Data block:
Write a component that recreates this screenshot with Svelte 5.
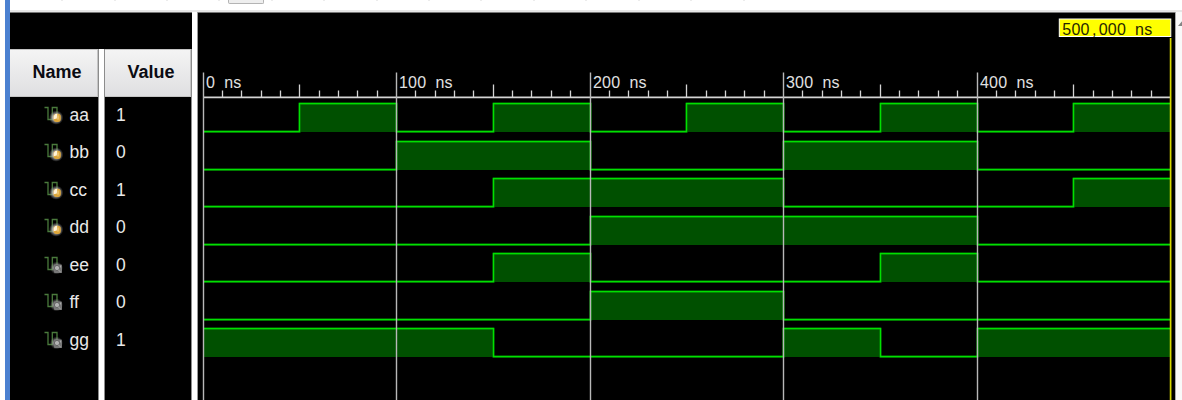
<script>
  const X0 = 5.5;
  const K = 1.935;
  const px = (t) => Math.floor(t * K) + X0;
  const signals = [
    { name: 'aa', value: '1', high: [[50, 100], [150, 200], [250, 300], [350, 400], [450, 500]] },
    { name: 'bb', value: '0', high: [[100, 200], [300, 400]] },
    { name: 'cc', value: '1', high: [[150, 300], [450, 500]] },
    { name: 'dd', value: '0', high: [[200, 400]] },
    { name: 'ee', value: '0', high: [[150, 200], [350, 400]], internal: true },
    { name: 'ff', value: '0', high: [[200, 300]], internal: true },
    { name: 'gg', value: '1', high: [[0, 150], [300, 350], [400, 500]], internal: true }
  ];
  const top = (i) => Math.round(91 + i * 37.5);
  function trace(s, i) {
    const y = top(i) + 0.5;
    const low = y + 28;
    let d = s.high[0][0] === 0 ? `M${px(0)} ${y}` : `M${px(0)} ${low}`;
    for (const [a, b] of s.high) {
      if (a > 0) d += `H${px(a)}V${y}`;
      d += `H${px(b)}`;
      if (b < 500) d += `V${low}`;
    }
    if (s.high.at(-1)[1] < 500) d += `H${px(500)}`;
    return d;
  }
  const ticks = Array.from({ length: 50 }, (_, i) => i * 10);
  const majors = [0, 100, 200, 300, 400];
  const cells = (x, text) => [...text].map((c, i) => x + i * 9.1 + (c === ',' ? 2.5 : 0)).join(' ');
</script>

<div class="app">
  <div class="toolbar">
    <div class="button"></div>
    {#each [61, 114, 166, 218, 271, 323, 376, 428, 480, 533, 585, 638, 690, 743] as x}
      <i style="left:{x}px"></i>
    {/each}
  </div>
  <div class="body">
    <div class="edge"></div>
    <div class="table">
      <div class="blank"></div>
      <div class="cols">
        <div class="col names">
          <div class="head">Name</div>
          {#each signals as s}
            <div class="row">
              <svg class="icon" width="20" height="20" viewBox="0 0 20 20">
                <defs>
                  <radialGradient id="glow">
                    <stop offset="0.45" stop-color="#b4b4b4" />
                    <stop offset="1" stop-color="#888" stop-opacity="0" />
                  </radialGradient>
                </defs>
                <path d="M0.5 2.5H4V14.5H8.3V2.5H13V10" fill="none" stroke="#4a7a3c" stroke-width="1.3" />
                {#if s.internal}
                  <circle cx="12.5" cy="13" r="6.5" fill="url(#glow)" opacity="0.75" />
                  <rect x="10" y="9.5" width="8" height="8.5" rx="1" fill="#777" />
                  <circle cx="13" cy="13" r="2.6" fill="#b4b4b4" stroke="#666" />
                  <path d="M14 14.5l3 3M16.5 10.5v2" stroke="#a8a8a8" />
                {:else}
                  <circle cx="12.2" cy="12.6" r="7.2" fill="url(#glow)" />
                  <rect x="9.5" y="8.7" width="7.3" height="8.3" rx="3" fill="#dda63a" />
                  <path d="M9.7 14.2Q9 8.7 13.3 8.7L12.8 13.5Z" fill="#fff3d8" />
                  <path d="M14 10.5v4" stroke="#f7dc9c" />
                {/if}
              </svg>
              <span>{s.name}</span>
            </div>
          {/each}
        </div>
        <div class="gap"></div>
        <div class="col values">
          <div class="head">Value</div>
          {#each signals as s}
            <div class="row"><span>{s.value}</span></div>
          {/each}
        </div>
      </div>
    </div>
    <div class="split"></div>
    <svg class="wave" width="977" height="388" viewBox="0 0 977 388">
      <path d="M0 .5H977" stroke="#777" />
      {#each signals as s, i}
        {#each s.high as [a, b]}
          <rect x={px(a)} y={top(i)} width={px(b) - px(a)} height="29" fill="#005000" />
        {/each}
        <path d={trace(s, i)} fill="none" stroke="#007800" stroke-width="2" transform="translate(0 .3)" />
        <path d={trace(s, i)} fill="none" stroke="#00e000" stroke-width="1.3" />
      {/each}
      <path d="M5 85.4H973" stroke="#d4d4d4" stroke-width="1.6" />
      {#each ticks as t}
        {#if t % 100}
          <path d="M{px(t)} {t % 50 ? 78.5 : 72.5}V85" stroke="#d4d4d4" stroke-width="1.3" />
        {/if}
      {/each}
      {#each majors as t}
        <path d="M{px(t)} 60.5V388" stroke="#b8b8b8" stroke-width="1.4" />
        <text class="time" x={cells(px(t) + 2.5, `${t} ns`)} y="75.5">{t} ns</text>
      {/each}
      <rect x="861.3" y="7" width="111.5" height="17.5" fill="#ff0" stroke="#fff" />
      <text class="time dark" x={cells(864.3, '500,000 ns')} y="22.5">500,000 ns</text>
      <path d="M972.6 26V388" stroke="#d8d800" stroke-width="1.7" />
    </svg>
    <div class="scroll">
      <svg width="7" height="388" viewBox="0 0 7 388"><path d="M2 14L7 8V14Z" fill="#858585" /></svg>
    </div>
  </div>
</div>

<style>
  :global(body) { background: #fff; overflow: hidden; }
  .app {
    width: 1182px; height: 400px; overflow: hidden; display: flex; flex-direction: column;
    font-family: "Liberation Sans", Arial, sans-serif; background: #fff;
    border-left: 5px solid #fefefe; box-sizing: border-box;
  }
  .toolbar {
    height: 12px; flex: none; position: relative; box-sizing: border-box;
    box-shadow: inset 0 -2px #e6e6e6; border-left: 5px solid #4a80d0;
  }
  .toolbar i { position: absolute; top: 0; width: 2px; height: 1px; margin-left: -10px; background: #ececec; }
  .button {
    width: 36px; height: 4px; margin-left: 218px; box-sizing: border-box; background: #eee;
    border: 1px solid #b4b4b4; border-top: 0; border-radius: 0 0 2px 2px;
  }
  .body { display: flex; height: 388px; }
  .edge { width: 5px; background: #4a80d0; }
  .table { width: 182px; display: flex; flex-direction: column; background: #000; border-top: 1px solid #777; box-sizing: border-box; }
  .blank { height: 36px; flex: none; }
  .cols { display: flex; flex: 1; }
  .col { box-sizing: border-box; border-right: 1px solid #8c8c8c; }
  .names { width: 89px; }
  .values { width: 88px; border-left: 1px solid #8c8c8c; }
  .gap { width: 5px; background: #fff; }
  .head {
    height: 48px; box-sizing: border-box; border: 1px solid #c4c4c4; border-width: 1px 1px 1px 0;
    background: linear-gradient(#f4f4f4, #dfdfe1); font-weight: 700; font-size: 18px;
    line-height: 45px; color: #0b0b12; padding-left: 22.5px; margin-bottom: -1px;
  }
  .row { height: 37.5px; display: flex; align-items: center; color: #e9e9e9; font-size: 17.5px; line-height: 37px; }
  .row span { padding-top: 1px; }
  .names .row { padding-left: 34px; }
  .values .row { padding-left: 11px; }
  .icon { width: 20px; height: 20px; margin-right: 5.5px; flex: none; }
  .split { width: 6px; background: #fff; border-right: 1px solid #999; box-sizing: border-box; }
  .wave { display: block; background: #000; flex: none; }
  .time { font-size: 16px; fill: #e2e2e2; white-space: pre; }
  .dark { fill: #262600; }
  .scroll { flex: 1; background: #f9f9f9; border-left: 1px solid #aaa; overflow: hidden; }
  .scroll svg { display: block; }
</style>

Work to be completed: Print out the material word for word, omitting the pictures.

Task answer:
Write a component that recreates this screenshot with Svelte 5.
<script>
  const X0 = 5.5;
  const K = 1.935;
  const px = (t) => Math.floor(t * K) + X0;
  const signals = [
    { name: 'aa', value: '1', high: [[50, 100], [150, 200], [250, 300], [350, 400], [450, 500]] },
    { name: 'bb', value: '0', high: [[100, 200], [300, 400]] },
    { name: 'cc', value: '1', high: [[150, 300], [450, 500]] },
    { name: 'dd', value: '0', high: [[200, 400]] },
    { name: 'ee', value: '0', high: [[150, 200], [350, 400]], internal: true },
    { name: 'ff', value: '0', high: [[200, 300]], internal: true },
    { name: 'gg', value: '1', high: [[0, 150], [300, 350], [400, 500]], internal: true }
  ];
  const top = (i) => Math.round(91 + i * 37.5);
  function trace(s, i) {
    const y = top(i) + 0.5;
    const low = y + 28;
    let d = s.high[0][0] === 0 ? `M${px(0)} ${y}` : `M${px(0)} ${low}`;
    for (const [a, b] of s.high) {
      if (a > 0) d += `H${px(a)}V${y}`;
      d += `H${px(b)}`;
      if (b < 500) d += `V${low}`;
    }
    if (s.high.at(-1)[1] < 500) d += `H${px(500)}`;
    return d;
  }
  const ticks = Array.from({ length: 50 }, (_, i) => i * 10);
  const majors = [0, 100, 200, 300, 400];
  const cells = (x, text) => [...text].map((c, i) => x + i * 9.1 + (c === ',' ? 2.5 : 0)).join(' ');
</script>

<div class="app">
  <div class="toolbar">
    <div class="button"></div>
    {#each [61, 114, 166, 218, 271, 323, 376, 428, 480, 533, 585, 638, 690, 743] as x}
      <i style="left:{x}px"></i>
    {/each}
  </div>
  <div class="body">
    <div class="edge"></div>
    <div class="table">
      <div class="blank"></div>
      <div class="cols">
        <div class="col names">
          <div class="head">Name</div>
          {#each signals as s}
            <div class="row">
              <svg class="icon" width="20" height="20" viewBox="0 0 20 20">
                <defs>
                  <radialGradient id="glow">
                    <stop offset="0.45" stop-color="#b4b4b4" />
                    <stop offset="1" stop-color="#888" stop-opacity="0" />
                  </radialGradient>
                </defs>
                <path d="M0.5 2.5H4V14.5H8.3V2.5H13V10" fill="none" stroke="#4a7a3c" stroke-width="1.3" />
                {#if s.internal}
                  <circle cx="12.5" cy="13" r="6.5" fill="url(#glow)" opacity="0.75" />
                  <rect x="10" y="9.5" width="8" height="8.5" rx="1" fill="#777" />
                  <circle cx="13" cy="13" r="2.6" fill="#b4b4b4" stroke="#666" />
                  <path d="M14 14.5l3 3M16.5 10.5v2" stroke="#a8a8a8" />
                {:else}
                  <circle cx="12.2" cy="12.6" r="7.2" fill="url(#glow)" />
                  <rect x="9.5" y="8.7" width="7.3" height="8.3" rx="3" fill="#dda63a" />
                  <path d="M9.7 14.2Q9 8.7 13.3 8.7L12.8 13.5Z" fill="#fff3d8" />
                  <path d="M14 10.5v4" stroke="#f7dc9c" />
                {/if}
              </svg>
              <span>{s.name}</span>
            </div>
          {/each}
        </div>
        <div class="gap"></div>
        <div class="col values">
          <div class="head">Value</div>
          {#each signals as s}
            <div class="row"><span>{s.value}</span></div>
          {/each}
        </div>
      </div>
    </div>
    <div class="split"></div>
    <svg class="wave" width="977" height="388" viewBox="0 0 977 388">
      <path d="M0 .5H977" stroke="#777" />
      {#each signals as s, i}
        {#each s.high as [a, b]}
          <rect x={px(a)} y={top(i)} width={px(b) - px(a)} height="29" fill="#005000" />
        {/each}
        <path d={trace(s, i)} fill="none" stroke="#007800" stroke-width="2" transform="translate(0 .3)" />
        <path d={trace(s, i)} fill="none" stroke="#00e000" stroke-width="1.3" />
      {/each}
      <path d="M5 85.4H973" stroke="#d4d4d4" stroke-width="1.6" />
      {#each ticks as t}
        {#if t % 100}
          <path d="M{px(t)} {t % 50 ? 78.5 : 72.5}V85" stroke="#d4d4d4" stroke-width="1.3" />
        {/if}
      {/each}
      {#each majors as t}
        <path d="M{px(t)} 60.5V388" stroke="#b8b8b8" stroke-width="1.4" />
        <text class="time" x={cells(px(t) + 2.5, `${t} ns`)} y="75.5">{t} ns</text>
      {/each}
      <rect x="861.3" y="7" width="111.5" height="17.5" fill="#ff0" stroke="#fff" />
      <text class="time dark" x={cells(864.3, '500,000 ns')} y="22.5">500,000 ns</text>
      <path d="M972.6 26V388" stroke="#d8d800" stroke-width="1.7" />
    </svg>
    <div class="scroll">
      <svg width="7" height="388" viewBox="0 0 7 388"><path d="M2 14L7 8V14Z" fill="#858585" /></svg>
    </div>
  </div>
</div>

<style>
  :global(body) { background: #fff; overflow: hidden; }
  .app {
    width: 1182px; height: 400px; overflow: hidden; display: flex; flex-direction: column;
    font-family: "Liberation Sans", Arial, sans-serif; background: #fff;
    border-left: 5px solid #fefefe; box-sizing: border-box;
  }
  .toolbar {
    height: 12px; flex: none; position: relative; box-sizing: border-box;
    box-shadow: inset 0 -2px #e6e6e6; border-left: 5px solid #4a80d0;
  }
  .toolbar i { position: absolute; top: 0; width: 2px; height: 1px; margin-left: -10px; background: #ececec; }
  .button {
    width: 36px; height: 4px; margin-left: 218px; box-sizing: border-box; background: #eee;
    border: 1px solid #b4b4b4; border-top: 0; border-radius: 0 0 2px 2px;
  }
  .body { display: flex; height: 388px; }
  .edge { width: 5px; background: #4a80d0; }
  .table { width: 182px; display: flex; flex-direction: column; background: #000; border-top: 1px solid #777; box-sizing: border-box; }
  .blank { height: 36px; flex: none; }
  .cols { display: flex; flex: 1; }
  .col { box-sizing: border-box; border-right: 1px solid #8c8c8c; }
  .names { width: 89px; }
  .values { width: 88px; border-left: 1px solid #8c8c8c; }
  .gap { width: 5px; background: #fff; }
  .head {
    height: 48px; box-sizing: border-box; border: 1px solid #c4c4c4; border-width: 1px 1px 1px 0;
    background: linear-gradient(#f4f4f4, #dfdfe1); font-weight: 700; font-size: 18px;
    line-height: 45px; color: #0b0b12; padding-left: 22.5px; margin-bottom: -1px;
  }
  .row { height: 37.5px; display: flex; align-items: center; color: #e9e9e9; font-size: 17.5px; line-height: 37px; }
  .row span { padding-top: 1px; }
  .names .row { padding-left: 34px; }
  .values .row { padding-left: 11px; }
  .icon { width: 20px; height: 20px; margin-right: 5.5px; flex: none; }
  .split { width: 6px; background: #fff; border-right: 1px solid #999; box-sizing: border-box; }
  .wave { display: block; background: #000; flex: none; }
  .time { font-size: 16px; fill: #e2e2e2; white-space: pre; }
  .dark { fill: #262600; }
  .scroll { flex: 1; background: #f9f9f9; border-left: 1px solid #aaa; overflow: hidden; }
  .scroll svg { display: block; }
</style>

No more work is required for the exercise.